- Born: Robert Louis Stevenson September 20, 1970 (age 55) Teaneck, New Jersey
- Origin: New York, New York
- Occupations: Music Executive, Partner 300 Entertainment
- Website: 300ent.com

= Rob Stevenson =

American music executive

Rob Stevenson is an American music executive and currently Partner at the New York, New York–based 300 Entertainment. Over the course of his career, he has been involved in the development of artists including The Killers, Katy Perry, The Decemberists, Gotye, Post Malone, and others.

==Island Def Jam==
In 1998, Stevenson joined Island Def Jam Music Group in A&R, where he signed acts including The Killers, Fall Out Boy, and Sum 41.
He helped coordinate the label’s partnership with Sony Pictures on the ’‘Spider-Man’’ soundtrack (2002) and oversaw several commercially successful releases. In 2005, ‘‘New York Magazine’’ gave him “The Industry Award,” and in 2006, ‘‘Entertainment Weekly’’ included him on its “Must List.”

===Notable artists===

- The Killers
- Fall Out Boy
- Sum 41
- Lady Sovereign
- The Bravery
- Thrice

==Virgin Records America==
In 2008, Stevenson became President of A&R at Virgin Records America, where he signed Alice in Chains and worked on their album ‘’Black Gives Way to Blue’’. At EMI, he was also involved in Katy Perry’s ‘’Teenage Dream’’ and projects by Beastie Boys, Thirty Seconds to Mars, and The Decemberists.

===Notable artists===

- Katy Perry
- Alice In Chains
- Beastie Boys
- Thirty Seconds to Mars
- The Decemberists

==Republic Records==
In 2011, Stevenson joined Republic Records as Executive Vice President of A&R. He signed Gotye, whose single “Somebody That I Used to Know” became the top-selling song of 2012 and won multiple Grammy Awards.
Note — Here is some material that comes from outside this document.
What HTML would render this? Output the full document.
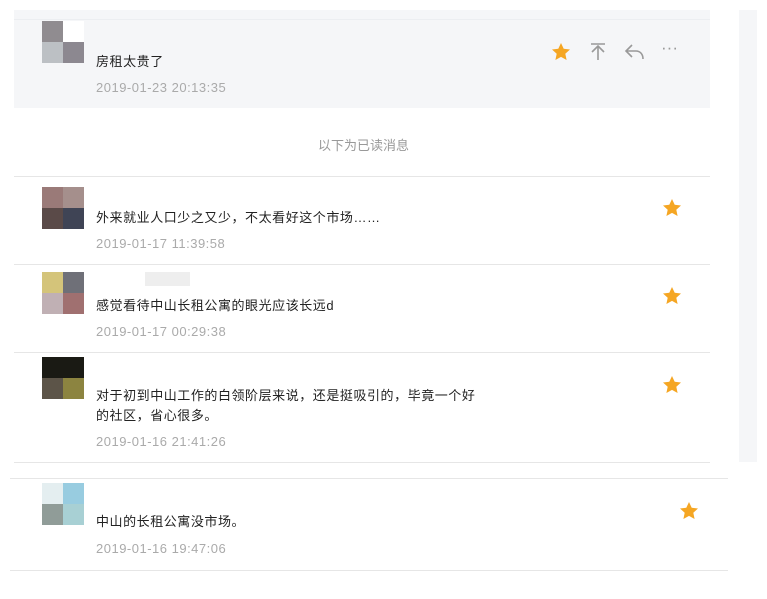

He also helped bring Of Monsters and Men and The Weeknd to the label; both acts achieved multi-platinum success. “Somebody That I Used to Know” then went on to receive Grammy Awards for Best Pop Song by a Duo or Group and Record of the Year. The album Making Mirrors won the Grammy for Best Alternative album.

In 2016, he and A&R executive Tyler Arnold signed Post Malone to Republic. Malone’s albums ‘‘Stoney’’ and ‘‘Beerbongs & Bentleys’’ and singles like “Rockstar” and “Psycho” earned multi-platinum certifications and topped the Billboard Hot 100.

===Notable Artists===

- Jessie J
- Gotye
- Of Monsters and Men
- The Weeknd
- Phantogram
- AFI
- James Bay
- Post Malone
- Amine
- Glass Animals

==Casablanca Records==
As part of his role at Republic Records, Stevenson oversaw the re-launch of Casablanca Records. Originally known for its prominence in 1970s nightlife, the label was repositioned in the 2010s with a focus on electronic and dance music. Artists released under the imprint included Tiësto, Avicii, Alesso, Martin Garrix, C2C, Kavinsky, Bingo Players, and Duck Sauce.

==300 Entertainment==
In December 2020, Stevenson joined 300 Entertainment as a partner, working alongside former colleagues from Island Def Jam Music Group.
At 300, he is responsible for artist development, digital distribution, and publishing.